JIM McINALLY has launched a savage attack on the Pro Youth system in Scottish football by insisting that rejection made some young players contemplate suicide.

The former Scotland, Celtic and Dundee United midfielder has followed national team manager Gordon Strachan in completely condemning the way youths are developed.

However, the Peterhead manager has gone even further by insisting that the current set-up should be completely scrapped and the old system of S-form signings and schools football should prevail.

McInally talks from experience having worked in Celtic’s youth department for three years in the Martin O’Neill era and he says clubs’ youth departments are over-loaded with kids who will never make it.

McInally said: “I’ve come across depression. I’ve come across 16 and 17 year olds who are suicidal because their dreams have gone and they have been rejected.

“Because they are in the pro-youth system, they think they play for Celtic or Rangers. Then all of a sudden, they find out they are on the scrapheap.

“What you have is this massive saturation of boys and I’m talking through experience from my three years at Celtic.

“You knew that 99 per cent of those boys weren’t going to be footballers. Sadly, most of them don’t even come out and play at lower league level.

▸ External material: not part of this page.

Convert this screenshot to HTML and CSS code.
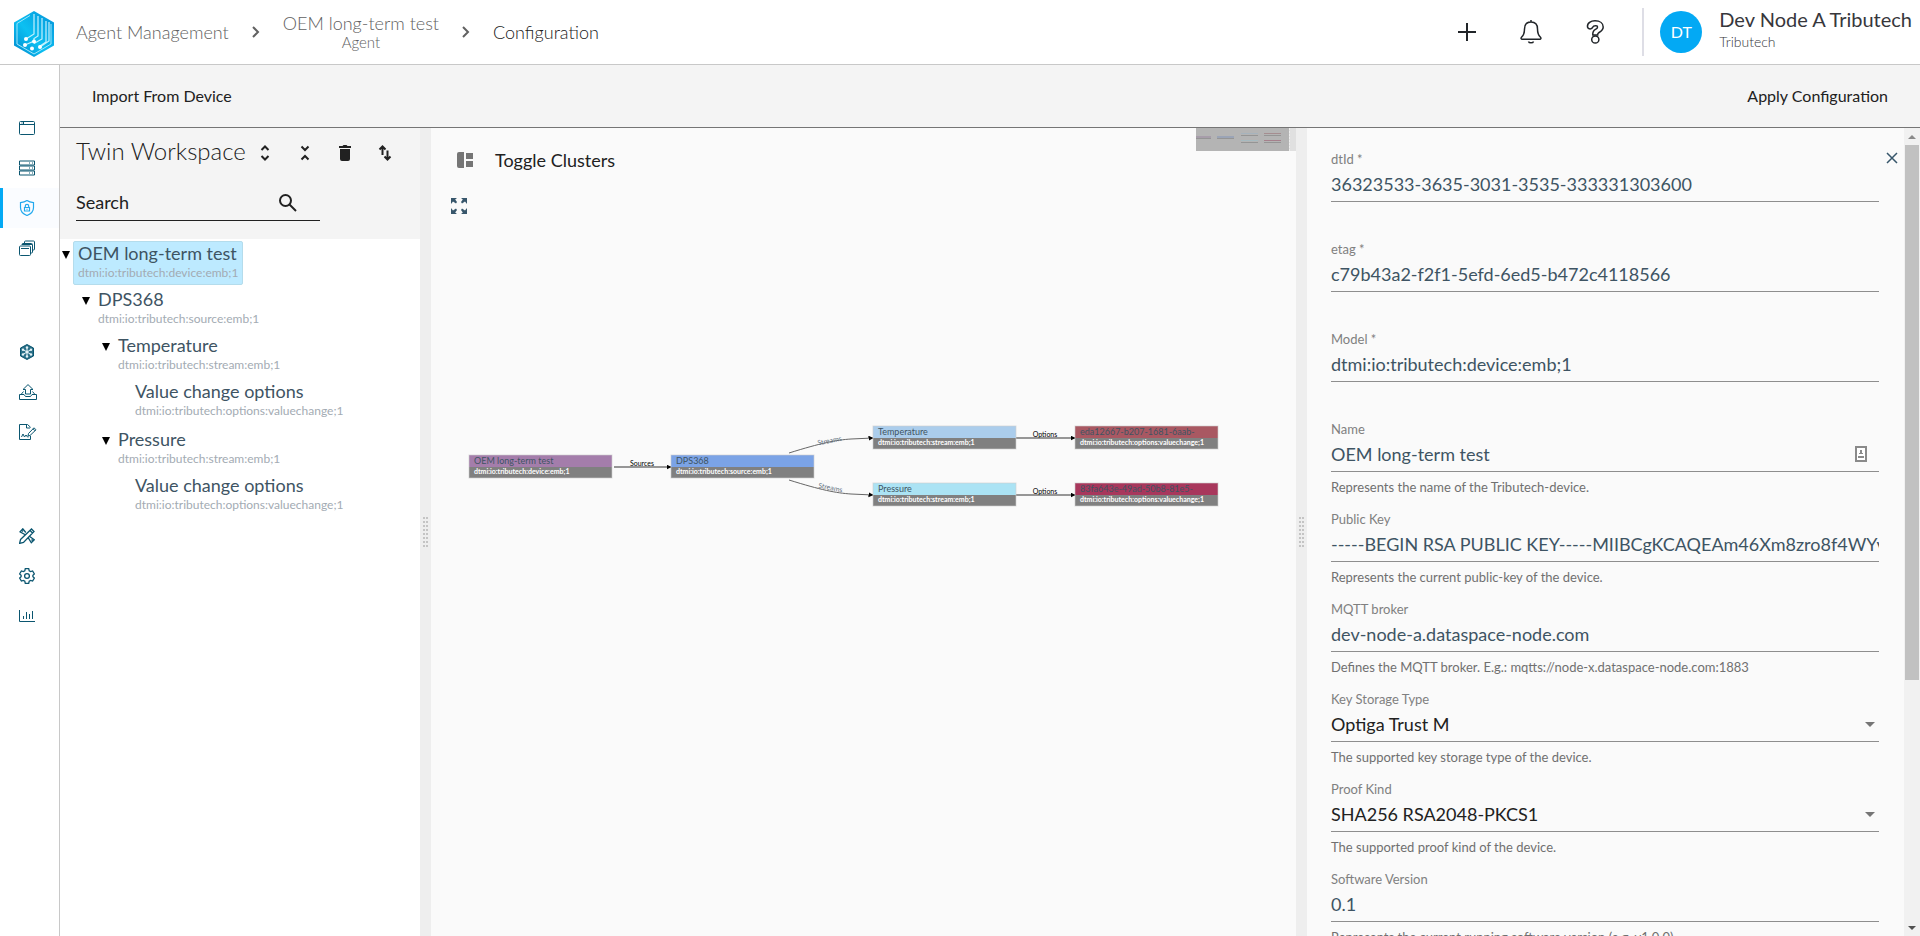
FILE: index.html
```html
<!DOCTYPE html>
<html lang="en">
<head>
<meta charset="utf-8">
<title>Configuration</title>
<link rel="stylesheet" href="styles.css">
</head>
<body>
<header class="topbar">
  <a class="logo" href="#" aria-label="Home">
    <svg width="40" height="46" viewBox="0 0 40 46">
      <defs><linearGradient id="hex" x1="0" y1="1" x2="1" y2="0"><stop offset="0" stop-color="#0086cc"/><stop offset=".45" stop-color="#0cc0f2"/><stop offset="1" stop-color="#0592d8"/></linearGradient></defs>
      <path d="M20 0 40 11.500V34.500L20 46 0 34.500V11.500Z" fill="url(#hex)"/>
      <path d="M16 4.500 3 12.500V33L20 43 37 33V13" fill="none" stroke="#9fe6fb" stroke-width="1"/>
      <path d="M20 3V23L12 28M24 5V25L20 27.500V30L11 34M28 7V28L20 32.500M32 10V31L26 35M35 11V30L26 36" fill="none" stroke="#c4f1fd" stroke-width="1.200"/>
      <g fill="#fff"><circle cx="12" cy="28" r="2"/><circle cx="20" cy="30.500" r="2"/><circle cx="11" cy="34" r="2"/><circle cx="18" cy="37.500" r="2"/><circle cx="26" cy="36" r="2"/></g>
    </svg>
  </a>
  <nav class="crumbs" aria-label="Breadcrumb">
    <a href="#" class="crumb">Agent Management</a>
    <svg class="sep" width="8" height="12" viewBox="0 0 8 12"><path d="M1 1l5 5-5 5"/></svg>
    <a href="#" class="crumb crumb-stack"><span>OEM long-term test</span><small>Agent</small></a>
    <svg class="sep" width="8" height="12" viewBox="0 0 8 12"><path d="M1 1l5 5-5 5"/></svg>
    <span class="crumb current">Configuration</span>
  </nav>
  <div class="actions">
    <button aria-label="Add"><svg width="24" height="24" viewBox="0 0 24 24"><path d="M12 3v18M3 12h18" stroke-width="2"/></svg></button>
    <button aria-label="Notifications"><svg width="24" height="24" viewBox="0 0 24 24"><path d="M12 0v2M12 2C7.500 2 5.500 5 5.500 9c0 5-1 6.500-3 8.300-.8.800-.4 2 .6 2h17.800c1 0 1.400-1.200.6-2-2-1.800-3-3.300-3-8.300 0-4-2-7-6.500-7zM9.500 21.500c.6 1.800 4.400 1.800 5 0" stroke-width="1.500"/></svg></button>
    <button aria-label="Help"><svg width="24" height="24" viewBox="0 0 24 24"><path d="M4.500 7C4 3 8 .8 12 .8c5 0 8.200 2.400 8.200 6.200 0 3.400-2.600 4.600-4.600 5.800-1 .6-.9 1-.9 2.200H9.800c-.3-3.400.8-4.700 2.700-5.700 1.500-.8 2-1.200 2-2.100 0-2.200-4-2-4.800.1C9 9.500 5 9.500 4.500 7z" stroke-width="1.500"/><circle cx="12.300" cy="19.500" r="3.600" stroke-width="1.500"/></svg></button>
  </div>
  <div class="user">
    <span class="avatar">DT</span>
    <div class="user-text"><div class="user-name">Dev Node A Tributech</div><div class="user-org">Tributech</div></div>
  </div>
</header>
<div class="shell">
  <nav class="rail" aria-label="Main">
    <div class="rail-group">
      <a href="#" aria-label="Dashboard"><svg viewBox="0 0 16 16"><path d="M1.500 1.500h13a1 1 0 0 1 1 1v11a1 1 0 0 1-1 1h-13a1 1 0 0 1-1-1v-11a1 1 0 0 1 1-1zM.5 4.500h15M2.500 3h1M4.500 1.500v3"/></svg></a>
      <a href="#" aria-label="Servers"><svg viewBox="0 0 16 16"><path d="M.5 1h15v4H.5zM.5 6h15v4H.5zM.5 11h15v4H.5zM10 3h1M13 3h1M10 8h1M13 8h1M10 13h1M13 13h1"/></svg></a>
      <a href="#" aria-label="Agents" class="active"><svg viewBox="0 0 16 16"><path d="M8 .6c2.200 1.600 4.200 1.900 6.500 2v4.900c0 4-2.500 6.500-6.500 8-4-1.500-6.500-4-6.500-8V2.600c2.300-.1 4.300-.4 6.500-2z"/><path d="M5.500 7.500h5v3.500h-5zM6.300 7.500V6a1.700 1.700 0 0 1 3.400 0v1.500M8 8.800v1"/></svg></a>
      <a href="#" aria-label="Streams"><svg viewBox="0 0 16 16"><path d="M1.500 6h9a1 1 0 0 1 1 1v7.500a1 1 0 0 1-1 1h-9a1 1 0 0 1-1-1V7a1 1 0 0 1 1-1zM2 8.500h8"/><path d="M3 5V4.500a1 1 0 0 1 1-1h8.500a1 1 0 0 1 1 1V12a1 1 0 0 1-1 1H12M3 4.500h10M5.500 3V2a1 1 0 0 1 1-1h8a1 1 0 0 1 1 1v7a1 1 0 0 1-1 1H14"/></svg></a>
    </div>
    <div class="rail-group">
      <a href="#" aria-label="Network"><svg viewBox="0 0 16 16"><path d="M8 .5 14.500 4v8L8 15.500 1.500 12V4z" fill="#2b7088"/><path d="M8 3v10M4 5.500l8 5M12 5.500l-8 5" stroke="#e4f2f6"/><g fill="#e4f2f6" stroke="none"><circle cx="8" cy="3.500" r="1.200"/><circle cx="8" cy="12.500" r="1.200"/><circle cx="4" cy="5.800" r="1.200"/><circle cx="12" cy="5.800" r="1.200"/><circle cx="4" cy="10.500" r="1.200"/><circle cx="12" cy="10.500" r="1.200"/><circle cx="8" cy="8" r="1.400"/></g></svg></a>
      <a href="#" aria-label="Publish"><svg class="wide" viewBox="0 0 18 16"><path d="M6.500 10V5.500H4L9 .6l5 4.900h-2.500V10zM4.500 7.500 2 10.500M13.500 7.500l2.500 3M.5 10.500h4.500l1.500 2h5l1.500-2h4.500v5H.5z"/></svg></a>
      <a href="#" aria-label="Contracts"><svg class="wide" viewBox="0 0 18 16"><path d="M11.500 3.500v-.3L8.500.5H.5v15h11V12M7.500.5v3.500h3.500M2.500 13l1.500-3 1.500 3 1.500-2 1.500 2h1M9.500 9.500 15 3.800l2 2L11 11.500l-2 .5zM14 4.800l2 2"/></svg></a>
    </div>
    <div class="rail-group">
      <a href="#" aria-label="Design"><svg class="bold" viewBox="0 0 16 16"><path d="M1.500 11.500 12.500 1l2.500 2.500L4.500 14.500.6 15.400zM6.300 6.800 1 3.800 3.800.8l3 3.700M9.300 9.800l3 5 2.900-3-4.500-3.300M11 2.500 13.500 5M3 3.500l1-1M12.500 12.500l1-1"/></svg></a>
      <a href="#" aria-label="Settings"><svg class="bold" viewBox="0 0 16 16"><path d="M6.300.7h3.400l.5 2 1.400.8 2-.6 1.800 3-1.500 1.400v1.400l1.500 1.400-1.800 3-2-.6-1.400.8-.5 2H6.300l-.5-2-1.400-.8-2 .6-1.800-3 1.500-1.400V7.300L.6 5.900l1.800-3 2 .6 1.400-.8z"/><circle cx="8" cy="8" r="2.400"/></svg></a>
      <a href="#" aria-label="Statistics"><svg viewBox="0 0 16 16"><path d="M.5 2v11.500H16M4.500 8v3M7.500 4v7M10.500 6v5M13.500 3v8"/></svg></a>
    </div>
  </nav>
  <main class="main">
    <div class="toolbar"><button>Import From Device</button><button>Apply Configuration</button></div>
    <div class="split">
      <section class="tree-panel">
        <div class="tree-head">
          <div class="tree-title">
            <h1>Twin Workspace</h1>
            <button aria-label="Expand all"><svg viewBox="0 0 16 16"><path d="M4.500 5 8 1.500 11.500 5M4.500 11 8 14.500 11.500 11"/></svg></button>
            <button aria-label="Collapse all"><svg viewBox="0 0 16 16"><path d="M4.500 1.500 8 5l3.500-3.500M4.500 14.500 8 11l3.500 3.500"/></svg></button>
            <button aria-label="Delete"><svg viewBox="0 0 16 16"><path d="M2 1h3.500l1-1h3l1 1H14v2H2zM3 4h10v10a2 2 0 0 1-2 2H5a2 2 0 0 1-2-2z" fill="#212121" stroke="none"/></svg></button>
            <button aria-label="Sort"><svg viewBox="0 0 16 16"><path d="M5.500 10V2M2.500 4.500l3-3 3 3M10.500 5.500v9M7.500 11.500l3 3 3-3"/></svg></button>
          </div>
          <div class="search">
            <input type="text" placeholder="Search" aria-label="Search">
            <svg width="18" height="18" viewBox="0 0 18 18"><circle cx="6.500" cy="6.500" r="5.500"/><path d="M10.500 10.500l6.500 6.500"/></svg>
          </div>
        </div>
        <ul class="tree">
          <li><div class="row"><span class="caret"></span><button class="node selected"><b>OEM long-term test</b><small>dtmi:io:tributech:device:emb;1</small></button></div>
            <ul><li><div class="row"><span class="caret"></span><button class="node"><b>DPS368</b><small>dtmi:io:tributech:source:emb;1</small></button></div>
              <ul class="streams">
                <li><div class="row"><span class="caret"></span><button class="node"><b>Temperature</b><small>dtmi:io:tributech:stream:emb;1</small></button></div>
                  <ul><li class="leaf"><button class="node"><b>Value change options</b><small>dtmi:io:tributech:options:valuechange;1</small></button></li></ul></li>
                <li><div class="row"><span class="caret"></span><button class="node"><b>Pressure</b><small>dtmi:io:tributech:stream:emb;1</small></button></div>
                  <ul><li class="leaf"><button class="node"><b>Value change options</b><small>dtmi:io:tributech:options:valuechange;1</small></button></li></ul></li>
              </ul></li></ul></li>
        </ul>
      </section>
      <div class="gutter"><i></i></div>
      <section class="canvas">
        <svg class="graph" width="865" height="808" viewBox="0 0 865 808">
          <defs><marker id="arrow" markerWidth="5" markerHeight="6" refX="4.500" refY="2.500" markerUnits="userSpaceOnUse" orient="auto"><path d="M0 0l5 2.500L0 5z"/></marker></defs>
          <g class="edge">
            <path d="M183 339h57"/><path d="M585 310h59"/><path d="M585 367h59"/>
            <path class="soft" d="M358 325C390 315 405 312 420 311L442 310"/>
            <path class="soft" d="M358 352C390 362 405 365 420 366L442 367"/>
          </g>
          <g class="edge-label">
            <text x="211" y="338">Sources</text><text x="614" y="309">Options</text><text x="614" y="366">Options</text>
            <text class="muted" transform="translate(399 315) rotate(-11)">Streams</text>
            <text class="muted" transform="translate(399 362) rotate(11)">Streams</text>
          </g>
          <g class="gnode" transform="translate(38 327)"><rect width="143" height="12" fill="#a47dab"/><rect y="12" width="143" height="11" fill="#808080"/><rect class="outline" width="143" height="23"/><text x="5" y="9">OEM long-term test</text><text class="sub" x="5" y="19">dtmi:io:tributech:device:emb;1</text></g>
          <g class="gnode" transform="translate(240 327)"><rect width="143" height="12" fill="#7ba3e6"/><rect y="12" width="143" height="11" fill="#808080"/><rect class="outline" width="143" height="23"/><text x="5" y="9">DPS368</text><text class="sub" x="5" y="19">dtmi:io:tributech:source:emb;1</text></g>
          <g class="gnode" transform="translate(442 298)"><rect width="143" height="12" fill="#abcdec"/><rect y="12" width="143" height="11" fill="#808080"/><rect class="outline" width="143" height="23"/><text x="5" y="9">Temperature</text><text class="sub" x="5" y="19">dtmi:io:tributech:stream:emb;1</text></g>
          <g class="gnode" transform="translate(644 298)"><rect width="143" height="12" fill="#a95862"/><rect y="12" width="143" height="11" fill="#808080"/><rect class="outline" width="143" height="23"/><text x="5" y="9">eda12667-b207-1681-6aab-</text><text class="sub" x="5" y="19">dtmi:io:tributech:options:valuechange;1</text></g>
          <g class="gnode" transform="translate(442 355)"><rect width="143" height="12" fill="#abe3f4"/><rect y="12" width="143" height="11" fill="#808080"/><rect class="outline" width="143" height="23"/><text x="5" y="9">Pressure</text><text class="sub" x="5" y="19">dtmi:io:tributech:stream:emb;1</text></g>
          <g class="gnode" transform="translate(644 355)"><rect width="143" height="12" fill="#a8375c"/><rect y="12" width="143" height="11" fill="#808080"/><rect class="outline" width="143" height="23"/><text x="5" y="9">83fa643e-49ad-50b8-81e5-</text><text class="sub" x="5" y="19">dtmi:io:tributech:options:valuechange;1</text></g>
        </svg>
        <svg class="minimap" width="100" height="23" viewBox="0 0 100 23">
          <path fill="#e0e0e0" d="M0 0h100v23H0z"/><path fill="#b4b4b4" d="M0 0h93v23H0z"/><path d="M93.500 0v23" stroke="#eee" stroke-dasharray="2 1"/>
          <g fill="#a79daa"><path d="M0 8h15v2H0z"/><path fill="#9ba4b6" d="M21 8h17v2H21z"/><path fill="#a6b3bd" d="M45 5h17v1H45z"/><path fill="#a6bac0" d="M45 12h17v1H45z"/><path fill="#a58d90" d="M68 5h17v1H68z"/><path fill="#a5808c" d="M68 12h17v1H68z"/></g>
          <path fill="#959595" d="M0 10h15v1H0zM21 10h17v1H21zM45 7h17v1H45zM45 14h17v1H45zM68 7h17v1H68zM68 14h17v1H68z"/>
        </svg>
        <div class="canvas-tools">
          <button class="toggle"><svg width="16" height="16" viewBox="0 0 16 16"><path fill="#757575" d="M2 0h5v16H2a2 2 0 0 1-2-2V2a2 2 0 0 1 2-2zM9 1h7v6H9zM9 9h7v6H9z"/></svg>Toggle Clusters</button>
          <button class="fit" aria-label="Fit to view"><svg width="16" height="16" viewBox="0 0 16 16"><path fill="#37566b" d="M0 0h6L4.200 1.500 6 4 5 5.500 2 3.500 0 6zM16 0v6l-2-2.500-3 2L10 4l1.800-2.500L10 0zM0 16v-6l2 2.500 3-2L6 12l-1.800 2.500L6 16zM16 16h-6l1.800-1.500L10 12l1-1.500 3 2 2-2.500z"/></svg></button>
        </div>
      </section>
      <div class="gutter"><i></i></div>
      <section class="details">
        <form class="form">
          <div class="field"><label for="f1">dtId *</label><input id="f1" value="36323533-3635-3031-3535-333331303600"><p></p></div>
          <div class="field"><label for="f2">etag *</label><input id="f2" value="c79b43a2-f2f1-5efd-6ed5-b472c4118566"><p></p></div>
          <div class="field"><label for="f3">Model *</label><input id="f3" value="dtmi:io:tributech:device:emb;1"><p></p></div>
          <div class="field"><label for="f4">Name</label><div class="with-icon"><input id="f4" value="OEM long-term test"><svg width="12" height="16" viewBox="0 0 12 16"><path d="M1 1h10v14H1z" fill="#fff" stroke="#8a8a8a" stroke-width="2"/><path d="M5 4h2v3h1v1H4V7h1zM3 10h6v2H3z" fill="#8a8a8a"/></svg></div><p>Represents the name of the Tributech-device.</p></div>
          <div class="field"><label for="f5">Public Key</label><input id="f5" value="-----BEGIN RSA PUBLIC KEY-----MIIBCgKCAQEAm46Xm8zro8f4WYvT"><p>Represents the current public-key of the device.</p></div>
          <div class="field"><label for="f6">MQTT broker</label><input id="f6" value="dev-node-a.dataspace-node.com"><p>Defines the MQTT broker. E.g.: mqtts://node-x.dataspace-node.com:1883</p></div>
          <div class="field"><label for="f7">Key Storage Type</label><div class="select"><select id="f7"><option>Optiga Trust M</option></select></div><p>The supported key storage type of the device.</p></div>
          <div class="field"><label for="f8">Proof Kind</label><div class="select"><select id="f8"><option>SHA256 RSA2048-PKCS1</option></select></div><p>The supported proof kind of the device.</p></div>
          <div class="field"><label for="f9">Software Version</label><input id="f9" value="0.1"><p>Represents the current running software version (e.g. v1.0.0)</p></div>
        </form>
        <button class="close" aria-label="Close"><svg width="12" height="12" viewBox="0 0 12 12"><path d="M1 1l10 10M11 1 1 11"/></svg></button>
        <div class="scrollbar"><span class="up"></span><span class="track"><span class="thumb"></span></span><span class="down"></span></div>
      </section>
    </div>
  </main>
</div>
</body>
</html>
```
FILE: styles.css
```css
* { box-sizing: border-box; }
body {
  margin: 0;
  height: 100vh;
  display: flex;
  flex-direction: column;
  overflow: hidden;
  font-family: Lato, "Liberation Sans", sans-serif;
  font-size: 18px;
  color: #212121;
  background: #fff;
}
button, input, select { font: inherit; color: inherit; background: none; border: 0; padding: 0; margin: 0; outline: 0; }
button { cursor: pointer; }
a { color: inherit; text-decoration: none; }
ul { list-style: none; margin: 0; padding: 0; }
svg { display: block; flex: none; }

.topbar { flex: none; display: flex; align-items: center; height: 65px; padding: 0 8px 0 14px; border-bottom: 1px solid #c8c8c8; }
.logo { margin-top: 4px; }
.crumbs { flex: 1; display: flex; align-items: center; gap: 23px; padding-left: 22px; }
.crumb { font-weight: 300; color: #616161; line-height: 22px; }
.crumb.current { color: #212121; }
.crumb-stack { display: flex; flex-direction: column; align-items: center; padding-bottom: 3px; }
.crumb-stack small { font-size: 15px; line-height: 16px; }
.sep { fill: none; stroke: #616161; stroke-width: 2; }
.actions { display: flex; gap: 40px; padding-right: 35px; fill: none; stroke: #212529; }
.user { display: flex; align-items: center; gap: 17px; height: 48px; padding-left: 16px; border-left: 2px solid #dedee6; color: #37373c; font-size: 20px; line-height: 22px; }
.user-text { padding-bottom: 2px; }
.avatar { display: grid; place-items: center; width: 42px; height: 42px; border-radius: 50%; background: #03a9f4; color: #fff; font-size: 16px; }
.user-org { font-size: 14px; line-height: 24px; font-weight: 300; }

.shell { flex: 1; display: flex; min-height: 0; }
.rail { flex: none; width: 60px; padding-top: 43px; border-right: 1px solid #c8c8c8; display: flex; flex-direction: column; gap: 64px; }
.rail a { display: flex; align-items: center; height: 40px; padding-left: 16px; border-left: 3px solid transparent; }
.rail a.active { border-color: #03a9f4; background: #fafcff; }
.rail svg { width: 16px; height: 16px; fill: none; stroke: #0b5670; stroke-width: 1; }
.rail svg.wide { width: 18px; }
.rail svg.bold { stroke-width: 1.3; }
.rail .active svg { stroke: #22a9ee; stroke-width: 1.2; }

.main { flex: 1; display: flex; flex-direction: column; min-width: 0; }
.toolbar { flex: none; display: flex; align-items: center; justify-content: space-between; height: 63px; padding: 0 32px 2px; background: #f4f4f4; border-bottom: 1px solid #757575; font-size: 16px; }
.split { flex: 1; display: flex; min-height: 0; }

.tree-panel { flex: 360 1 0; min-width: 0; overflow: hidden; }
.tree-head { height: 111px; padding: 8px 16px 0; background: #f4f4f4; }
.tree-title { display: flex; align-items: center; gap: 24px; height: 34px; }
.tree-title h1 { margin: 0 -12px 0 0; padding-bottom: 4px; width: 169px; font-size: 24px; line-height: 30px; font-weight: 300; white-space: nowrap; }
.tree-title svg { width: 16px; height: 16px; fill: none; stroke: #212121; stroke-width: 2; }
.search { display: flex; align-items: center; width: 244px; height: 35px; margin-top: 16px; padding-right: 23px; border-bottom: 1px solid #212121; }
.search input { flex: 1; min-width: 0; padding-bottom: 2px; }
.search input::placeholder { color: #212121; opacity: 1; }
.search svg { fill: none; stroke: #212121; stroke-width: 2; }
.tree { padding: 2px 0 0 2px; }
.row { display: flex; gap: 3px; }
.caret { width: 8px; height: 8px; margin: 10px 0 0; background: #000; clip-path: polygon(0 0, 100% 0, 50% 100%); }
.tree ul { padding-left: 20px; }
.tree .leaf { padding-left: 8px; }
.streams > li + li { margin-top: 4px; }
.node { display: flex; flex-direction: column; height: 44px; margin-bottom: 2px; padding: 0 4px; border: 1px solid transparent; text-align: left; white-space: nowrap; color: #3e5463; }
.node.selected { background: #bdeaff; border-color: #b4dcec; border-radius: 2px; }
.node b { font-weight: 400; line-height: 22px; }
.node small { font-size: 12px; line-height: 18px; color: #a3abb3; }

.gutter { flex: none; width: 11px; background: #eee; display: grid; place-items: center; }
.gutter i { width: 6px; height: 30px; background: repeating-linear-gradient(transparent 0 2px, #eee 2px 4px), linear-gradient(90deg, #c4c4c4 2px, transparent 2px 3px, #c4c4c4 3px 5px, transparent 5px); }

.canvas { flex: 865 1 0; position: relative; min-width: 0; overflow: hidden; background: #fafafa; }
.graph { position: absolute; left: 0; top: 0; }
.minimap { position: absolute; right: 0; top: 0; }
.canvas-tools { position: relative; display: flex; flex-direction: column; align-items: flex-start; gap: 27px; padding: 21px 20px; }
.toggle { display: flex; align-items: center; gap: 22px; height: 22px; padding-left: 6px; }
.edge { fill: none; stroke: #333; stroke-width: 1; }
.edge path { marker-end: url(#arrow); }
.edge marker path, #arrow path { fill: #000; stroke: none; marker-end: none; }
.edge .soft { stroke: #666; }
.edge-label { font-size: 7px; text-anchor: middle; }
.muted { fill: #607080; }
.gnode { font-size: 9px; fill: #3e5463; }
.gnode .sub { font-size: 7px; font-weight: 700; fill: #fff; }
.outline { fill: none; stroke: #d0d0d0; stroke-opacity: .6; }

.details { flex: 613 1 0; position: relative; display: flex; min-width: 0; background: #fafafa; }
.form { flex: 1; min-width: 0; overflow: hidden; padding: 23px 25px 0 24px; }
.field { display: flex; flex-direction: column; height: 90px; color: #3e5463; }
.field label { font-size: 13px; line-height: 16px; margin-bottom: 5px; color: #808080; }
.field input, .field select { width: 100%; height: 30px; padding: 0 0 5px; border-bottom: 1px solid #8e8e8e; border-radius: 0; }
.field p { margin: 7px 0 0; font-size: 13px; line-height: 16px; color: #707070; white-space: nowrap; }
.with-icon, .select { position: relative; }
.with-icon svg { position: absolute; right: 12px; top: 4px; }
.select select { appearance: none; color: #212121; }
.select::after { content: ""; position: absolute; right: 4px; top: 10px; border: 5px solid transparent; border-top-color: #757575; border-bottom: 0; }
.close { position: absolute; right: 22px; top: 24px; fill: none; stroke: #37566b; stroke-width: 1.5; }
.scrollbar { flex: none; width: 16px; display: flex; flex-direction: column; align-items: center; background: #f1f1f1; }
.track { flex: 1; width: 14px; margin: 6px 0; }
.thumb { display: block; height: 69%; background: #c1c1c1; }
.up, .down { border: 4px solid transparent; }
.up { margin-top: 7px; border-top: 0; border-bottom-color: #8a8a8a; }
.down { margin-bottom: 6px; border-bottom: 0; border-top-color: #505050; }
```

“Gordon can say what he wants but changing this deep-rooted problem would mean people would have to lose their jobs.

“It means people would have to sack each other. That is never going to happen. Nobody is going to admit they are wrong.

“Let’s go back to schools football. I mean these pro-youth kids aren’t allowed to play for their schools. It’s garbage. Everybody should be playing for their school.”

McInally comes from a playing era when Scotland regularly qualified for tournaments and was part of the only Scottish side to win the European Youth Championships in 1982.

He said: “What was wrong with the old way? Why do we not go back and say, ‘That way was quite good. We used to qualify for tournaments all the time’.

“I go back to the basic roots of football when you had S-forms and school games were your most important.

“When you got to 15 or 16, the club picked the best six or seven and put them on the ground staff. You were quickly integrated into the first team – training together and playing reserve football.

“I remember going to Pittodrie at 16 and playing against Joe Harper and Drew Jarvie, who sorted me right out. But the next time I went to play them I thought, ‘I need to look after myself today’.

“That doesn’t happen now. I played those games at 16. Nowadays, players don’t get in touch with football men until they are 20.

“For me, it’s about getting back to basics and letting kids play with boys’ clubs, their school teams and their pals.

“Have the clubs integrate these kids once a month for bounce games or training sessions, but just let them become footballers in their own right with practice then cherry-pick them.”